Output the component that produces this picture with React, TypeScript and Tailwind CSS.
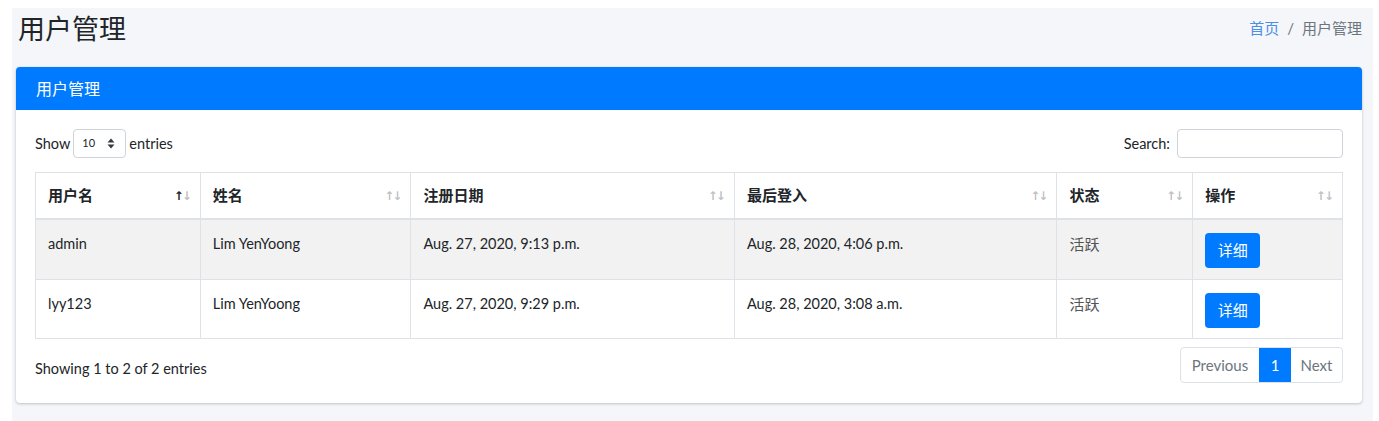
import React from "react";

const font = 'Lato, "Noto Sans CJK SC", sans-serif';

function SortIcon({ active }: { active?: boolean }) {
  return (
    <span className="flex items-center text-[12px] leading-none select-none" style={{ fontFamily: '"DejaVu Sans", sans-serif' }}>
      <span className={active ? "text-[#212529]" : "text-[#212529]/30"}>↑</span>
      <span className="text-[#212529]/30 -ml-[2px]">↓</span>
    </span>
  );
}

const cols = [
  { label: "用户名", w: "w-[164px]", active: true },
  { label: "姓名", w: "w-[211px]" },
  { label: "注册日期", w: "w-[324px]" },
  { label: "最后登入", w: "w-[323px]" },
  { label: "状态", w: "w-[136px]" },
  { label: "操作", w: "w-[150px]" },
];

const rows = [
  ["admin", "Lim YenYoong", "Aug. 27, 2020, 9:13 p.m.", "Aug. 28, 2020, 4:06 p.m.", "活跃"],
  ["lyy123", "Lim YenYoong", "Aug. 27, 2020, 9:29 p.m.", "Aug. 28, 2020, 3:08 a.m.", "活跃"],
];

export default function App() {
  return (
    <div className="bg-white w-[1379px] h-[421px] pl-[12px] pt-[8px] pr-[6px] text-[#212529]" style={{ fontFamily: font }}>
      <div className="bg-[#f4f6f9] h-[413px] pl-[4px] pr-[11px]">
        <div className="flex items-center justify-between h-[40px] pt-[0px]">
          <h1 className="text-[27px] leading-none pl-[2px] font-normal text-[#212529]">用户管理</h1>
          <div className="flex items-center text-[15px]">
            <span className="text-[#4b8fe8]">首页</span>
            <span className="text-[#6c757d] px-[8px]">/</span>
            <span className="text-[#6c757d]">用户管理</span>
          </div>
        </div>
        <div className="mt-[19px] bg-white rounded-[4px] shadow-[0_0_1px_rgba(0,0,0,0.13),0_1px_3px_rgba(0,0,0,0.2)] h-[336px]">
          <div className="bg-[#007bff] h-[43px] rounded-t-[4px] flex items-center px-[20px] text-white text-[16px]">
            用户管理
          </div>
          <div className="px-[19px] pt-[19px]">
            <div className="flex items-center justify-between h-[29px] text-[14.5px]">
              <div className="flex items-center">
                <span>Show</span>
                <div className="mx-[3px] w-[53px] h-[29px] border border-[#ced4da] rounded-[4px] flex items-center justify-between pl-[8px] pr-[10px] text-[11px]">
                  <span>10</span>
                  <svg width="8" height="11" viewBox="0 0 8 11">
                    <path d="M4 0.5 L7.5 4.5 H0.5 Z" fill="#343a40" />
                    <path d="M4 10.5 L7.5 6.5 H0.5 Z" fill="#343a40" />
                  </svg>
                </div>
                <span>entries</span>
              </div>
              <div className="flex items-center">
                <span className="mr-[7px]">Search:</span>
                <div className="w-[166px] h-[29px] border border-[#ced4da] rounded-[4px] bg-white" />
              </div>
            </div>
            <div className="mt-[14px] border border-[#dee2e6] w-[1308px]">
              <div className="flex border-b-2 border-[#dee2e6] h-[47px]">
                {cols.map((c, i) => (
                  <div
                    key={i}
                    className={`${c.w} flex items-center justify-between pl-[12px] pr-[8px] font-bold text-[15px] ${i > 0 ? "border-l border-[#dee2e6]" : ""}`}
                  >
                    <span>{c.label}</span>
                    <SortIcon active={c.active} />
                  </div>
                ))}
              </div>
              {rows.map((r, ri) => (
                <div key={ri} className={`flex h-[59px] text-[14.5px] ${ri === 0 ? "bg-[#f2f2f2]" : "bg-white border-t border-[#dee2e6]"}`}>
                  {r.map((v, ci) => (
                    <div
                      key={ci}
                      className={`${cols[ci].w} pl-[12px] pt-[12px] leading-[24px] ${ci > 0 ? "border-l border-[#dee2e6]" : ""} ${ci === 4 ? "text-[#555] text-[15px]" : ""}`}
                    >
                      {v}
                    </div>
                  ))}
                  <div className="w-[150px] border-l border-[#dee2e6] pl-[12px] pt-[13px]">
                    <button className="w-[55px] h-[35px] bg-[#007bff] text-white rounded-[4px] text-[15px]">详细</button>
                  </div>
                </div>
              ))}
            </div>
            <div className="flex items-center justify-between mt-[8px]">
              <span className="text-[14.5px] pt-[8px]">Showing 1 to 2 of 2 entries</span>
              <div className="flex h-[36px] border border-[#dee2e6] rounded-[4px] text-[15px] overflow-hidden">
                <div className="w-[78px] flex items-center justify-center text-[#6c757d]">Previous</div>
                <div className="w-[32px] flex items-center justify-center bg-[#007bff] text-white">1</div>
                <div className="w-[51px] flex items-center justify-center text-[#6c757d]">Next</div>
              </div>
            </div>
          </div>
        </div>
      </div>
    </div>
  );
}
...
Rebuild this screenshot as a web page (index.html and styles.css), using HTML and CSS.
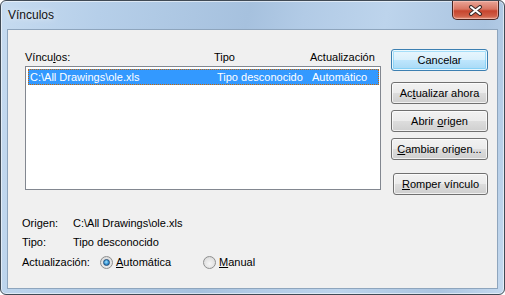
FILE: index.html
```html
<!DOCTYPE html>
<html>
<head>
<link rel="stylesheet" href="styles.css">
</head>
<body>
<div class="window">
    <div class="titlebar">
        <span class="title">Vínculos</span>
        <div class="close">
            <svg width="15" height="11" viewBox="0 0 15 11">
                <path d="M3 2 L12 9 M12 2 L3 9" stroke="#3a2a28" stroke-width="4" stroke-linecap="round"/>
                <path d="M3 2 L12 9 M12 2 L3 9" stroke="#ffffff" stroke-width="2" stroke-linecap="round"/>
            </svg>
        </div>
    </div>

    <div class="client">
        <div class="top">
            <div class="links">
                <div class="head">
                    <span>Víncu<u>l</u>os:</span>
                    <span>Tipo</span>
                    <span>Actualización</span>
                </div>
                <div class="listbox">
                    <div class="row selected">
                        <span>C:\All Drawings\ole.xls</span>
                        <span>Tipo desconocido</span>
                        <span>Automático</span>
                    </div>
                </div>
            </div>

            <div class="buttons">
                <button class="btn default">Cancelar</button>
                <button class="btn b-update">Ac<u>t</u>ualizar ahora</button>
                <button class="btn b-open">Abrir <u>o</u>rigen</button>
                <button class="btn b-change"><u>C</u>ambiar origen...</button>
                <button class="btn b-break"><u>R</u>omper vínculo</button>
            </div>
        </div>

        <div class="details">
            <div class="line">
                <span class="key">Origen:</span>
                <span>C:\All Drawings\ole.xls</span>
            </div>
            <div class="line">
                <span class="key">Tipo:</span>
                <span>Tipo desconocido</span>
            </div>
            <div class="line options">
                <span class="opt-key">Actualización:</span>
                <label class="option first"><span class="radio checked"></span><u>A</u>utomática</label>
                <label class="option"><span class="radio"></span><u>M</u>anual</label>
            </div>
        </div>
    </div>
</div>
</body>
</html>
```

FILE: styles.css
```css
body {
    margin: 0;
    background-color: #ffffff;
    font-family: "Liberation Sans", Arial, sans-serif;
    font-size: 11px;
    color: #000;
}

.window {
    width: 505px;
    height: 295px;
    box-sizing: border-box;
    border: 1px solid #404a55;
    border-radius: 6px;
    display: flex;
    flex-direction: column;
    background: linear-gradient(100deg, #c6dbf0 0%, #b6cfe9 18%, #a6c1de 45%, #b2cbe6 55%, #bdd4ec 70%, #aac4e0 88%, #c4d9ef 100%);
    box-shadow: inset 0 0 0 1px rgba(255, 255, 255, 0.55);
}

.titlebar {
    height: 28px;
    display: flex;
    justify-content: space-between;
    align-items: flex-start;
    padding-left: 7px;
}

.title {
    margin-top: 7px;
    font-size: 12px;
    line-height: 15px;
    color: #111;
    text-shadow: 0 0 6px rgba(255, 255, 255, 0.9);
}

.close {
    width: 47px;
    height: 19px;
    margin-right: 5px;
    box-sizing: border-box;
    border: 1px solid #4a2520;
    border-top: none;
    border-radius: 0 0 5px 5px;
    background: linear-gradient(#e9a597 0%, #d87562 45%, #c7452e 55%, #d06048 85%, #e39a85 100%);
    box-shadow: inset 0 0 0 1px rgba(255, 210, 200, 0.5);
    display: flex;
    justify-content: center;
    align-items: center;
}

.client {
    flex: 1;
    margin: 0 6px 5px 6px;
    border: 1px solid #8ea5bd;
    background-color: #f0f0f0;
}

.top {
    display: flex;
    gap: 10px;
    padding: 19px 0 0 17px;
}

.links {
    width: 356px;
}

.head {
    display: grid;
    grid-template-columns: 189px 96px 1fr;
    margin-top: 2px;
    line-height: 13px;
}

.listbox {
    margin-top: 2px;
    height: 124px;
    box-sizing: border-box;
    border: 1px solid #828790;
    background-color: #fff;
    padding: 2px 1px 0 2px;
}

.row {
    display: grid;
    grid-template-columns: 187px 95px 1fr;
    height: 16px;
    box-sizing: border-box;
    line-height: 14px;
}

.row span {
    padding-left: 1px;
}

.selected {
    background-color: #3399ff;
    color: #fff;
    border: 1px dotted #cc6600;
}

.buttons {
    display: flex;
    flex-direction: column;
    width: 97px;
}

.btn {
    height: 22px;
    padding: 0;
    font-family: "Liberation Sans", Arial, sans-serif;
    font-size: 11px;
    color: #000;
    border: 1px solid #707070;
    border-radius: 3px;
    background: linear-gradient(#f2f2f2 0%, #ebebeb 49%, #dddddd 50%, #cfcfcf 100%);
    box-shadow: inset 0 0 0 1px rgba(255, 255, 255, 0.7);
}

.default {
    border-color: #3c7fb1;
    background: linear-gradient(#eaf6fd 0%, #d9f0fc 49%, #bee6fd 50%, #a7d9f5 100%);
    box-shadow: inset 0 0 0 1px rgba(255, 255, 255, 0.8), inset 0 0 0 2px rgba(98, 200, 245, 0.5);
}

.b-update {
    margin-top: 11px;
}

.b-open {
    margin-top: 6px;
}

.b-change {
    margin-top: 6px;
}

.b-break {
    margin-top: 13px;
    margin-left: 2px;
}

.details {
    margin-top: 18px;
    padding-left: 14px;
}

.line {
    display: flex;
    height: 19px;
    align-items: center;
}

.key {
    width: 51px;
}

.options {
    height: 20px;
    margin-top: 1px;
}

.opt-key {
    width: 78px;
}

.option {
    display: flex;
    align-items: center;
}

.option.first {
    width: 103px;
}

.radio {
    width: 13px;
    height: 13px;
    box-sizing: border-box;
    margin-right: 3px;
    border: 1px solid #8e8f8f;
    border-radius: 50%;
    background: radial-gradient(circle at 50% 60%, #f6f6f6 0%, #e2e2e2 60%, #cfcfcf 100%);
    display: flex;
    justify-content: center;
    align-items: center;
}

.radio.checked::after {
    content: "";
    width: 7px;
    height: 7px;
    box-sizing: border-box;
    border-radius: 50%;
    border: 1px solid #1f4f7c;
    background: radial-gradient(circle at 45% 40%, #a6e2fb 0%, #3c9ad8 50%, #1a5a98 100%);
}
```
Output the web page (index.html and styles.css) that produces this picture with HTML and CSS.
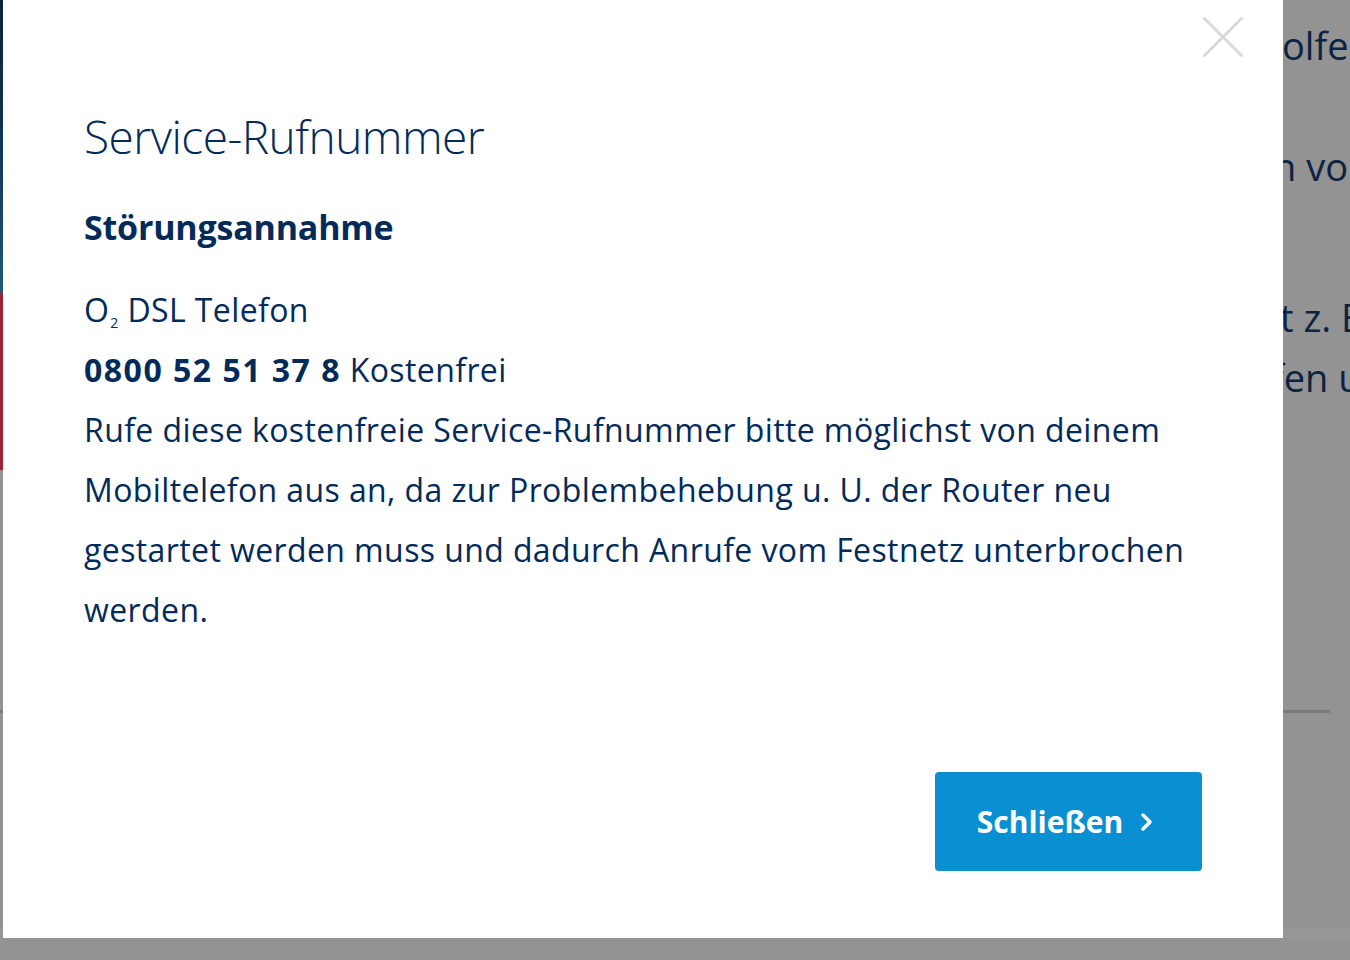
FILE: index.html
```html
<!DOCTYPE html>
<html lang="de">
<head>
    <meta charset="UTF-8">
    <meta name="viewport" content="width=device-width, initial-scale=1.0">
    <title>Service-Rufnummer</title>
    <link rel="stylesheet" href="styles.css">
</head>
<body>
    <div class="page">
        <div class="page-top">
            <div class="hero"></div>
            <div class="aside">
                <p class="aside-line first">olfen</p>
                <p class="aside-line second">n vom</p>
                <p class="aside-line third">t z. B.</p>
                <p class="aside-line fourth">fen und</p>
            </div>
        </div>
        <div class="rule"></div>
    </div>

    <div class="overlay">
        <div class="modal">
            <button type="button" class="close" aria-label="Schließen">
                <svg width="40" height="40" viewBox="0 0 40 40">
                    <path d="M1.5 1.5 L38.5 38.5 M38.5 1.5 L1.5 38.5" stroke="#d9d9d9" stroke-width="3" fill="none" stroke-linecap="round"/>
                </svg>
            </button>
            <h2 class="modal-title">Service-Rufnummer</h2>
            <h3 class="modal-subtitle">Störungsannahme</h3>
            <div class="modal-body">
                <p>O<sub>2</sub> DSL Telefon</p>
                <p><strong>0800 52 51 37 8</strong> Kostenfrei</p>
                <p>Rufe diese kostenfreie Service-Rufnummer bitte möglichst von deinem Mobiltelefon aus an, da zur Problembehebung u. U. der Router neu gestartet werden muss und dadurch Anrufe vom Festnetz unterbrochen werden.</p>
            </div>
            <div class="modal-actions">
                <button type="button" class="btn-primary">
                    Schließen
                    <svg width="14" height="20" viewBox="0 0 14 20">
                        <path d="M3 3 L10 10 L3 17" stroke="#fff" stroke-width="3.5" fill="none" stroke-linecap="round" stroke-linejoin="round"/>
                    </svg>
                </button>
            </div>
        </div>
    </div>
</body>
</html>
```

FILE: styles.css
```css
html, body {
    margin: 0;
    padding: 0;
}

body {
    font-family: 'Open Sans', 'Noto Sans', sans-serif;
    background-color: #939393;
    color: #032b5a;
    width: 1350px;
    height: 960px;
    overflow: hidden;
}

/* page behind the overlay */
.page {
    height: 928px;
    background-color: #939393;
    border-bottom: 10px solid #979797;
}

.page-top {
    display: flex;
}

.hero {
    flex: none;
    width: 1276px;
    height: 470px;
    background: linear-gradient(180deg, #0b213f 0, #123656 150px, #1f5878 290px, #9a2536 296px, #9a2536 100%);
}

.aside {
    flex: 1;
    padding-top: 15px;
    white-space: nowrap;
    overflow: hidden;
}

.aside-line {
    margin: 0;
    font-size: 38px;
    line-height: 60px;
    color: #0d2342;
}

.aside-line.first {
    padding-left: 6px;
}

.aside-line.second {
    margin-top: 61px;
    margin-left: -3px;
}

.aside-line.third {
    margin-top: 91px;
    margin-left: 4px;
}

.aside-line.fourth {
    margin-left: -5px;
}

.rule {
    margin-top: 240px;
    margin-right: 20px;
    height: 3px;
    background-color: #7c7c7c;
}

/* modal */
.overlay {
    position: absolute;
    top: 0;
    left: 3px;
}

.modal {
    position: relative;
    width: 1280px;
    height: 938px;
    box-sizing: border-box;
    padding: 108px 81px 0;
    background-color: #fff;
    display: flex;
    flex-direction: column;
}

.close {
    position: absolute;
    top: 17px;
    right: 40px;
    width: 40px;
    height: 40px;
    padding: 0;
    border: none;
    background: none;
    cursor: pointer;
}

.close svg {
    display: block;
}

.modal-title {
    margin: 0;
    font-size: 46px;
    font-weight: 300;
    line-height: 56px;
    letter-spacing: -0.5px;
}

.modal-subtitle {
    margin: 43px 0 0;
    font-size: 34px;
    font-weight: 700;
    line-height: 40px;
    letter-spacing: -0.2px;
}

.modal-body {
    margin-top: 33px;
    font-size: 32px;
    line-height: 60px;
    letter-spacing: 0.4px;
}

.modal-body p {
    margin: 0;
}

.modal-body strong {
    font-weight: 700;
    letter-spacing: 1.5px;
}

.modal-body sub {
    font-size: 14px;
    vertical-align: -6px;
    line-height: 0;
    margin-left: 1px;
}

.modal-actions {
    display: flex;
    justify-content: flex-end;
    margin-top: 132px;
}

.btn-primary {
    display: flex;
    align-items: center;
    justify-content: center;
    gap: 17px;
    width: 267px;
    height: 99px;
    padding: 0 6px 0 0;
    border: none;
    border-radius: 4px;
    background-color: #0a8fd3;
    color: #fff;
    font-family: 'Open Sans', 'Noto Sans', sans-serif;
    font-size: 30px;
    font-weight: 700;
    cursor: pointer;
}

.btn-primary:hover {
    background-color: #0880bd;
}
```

◆ **WORK TO COMPLETE**
Within the listing above, work out how many lines contain the string "picture", and reply with that number only.

◆ **CORRECT ANSWER**
2